As a kid the KWM-2 was "the" transciever to own. Of course I couldn't. Hell it wasn't even a consumer product like the Kenwood/Yaesu/Icom lines of today. It was Mil-Spec!
Though I did operate an S-Line in the Army a few times. I "volunteered" at the MARS station at Ft. Benning a few weekends. They were happy to have me, after they saw I could run traffic. The Mars Ops would take off for a few hours on Sat. and let the kid from the Infantry Scout Dog Handler school across the street run traffic.

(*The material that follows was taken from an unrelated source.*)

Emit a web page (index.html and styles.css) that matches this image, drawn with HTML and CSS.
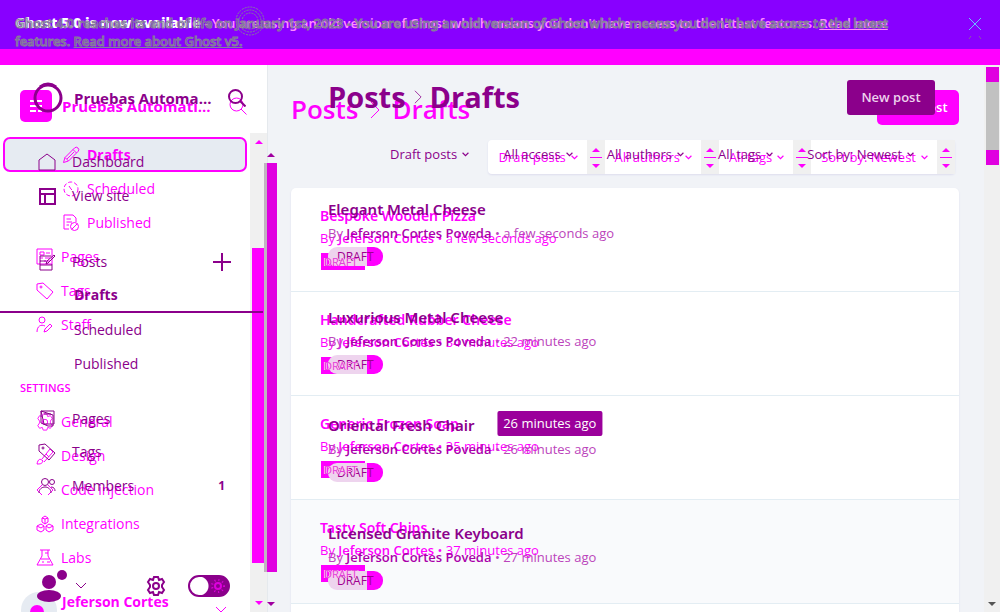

When I came back to Ham Radio in the early 80's it was the Kenwood TS-830 I bought. Considered by many to have been the finest vacuum tube transceiver ever made. The perfect platform for a pair of 6146's.And then by the late 80's real hams moved on to the Kenwood TS-940 as the ultimate base station. They weren't perfect, but supremely fun to operate and actually took a basic understanding of RF concepts and electronics.
Looking back there is one thing these descendants of the KWM-1/KWM-2 shared. Even today the design of the 7600 has evolved from the Collins S-line in physical layout, center tune VFO knob, af gain placement, xmit tuning etc. The seductive allure of the emerging SDRs, not withstanding. I'll take these hard wired boxes every time.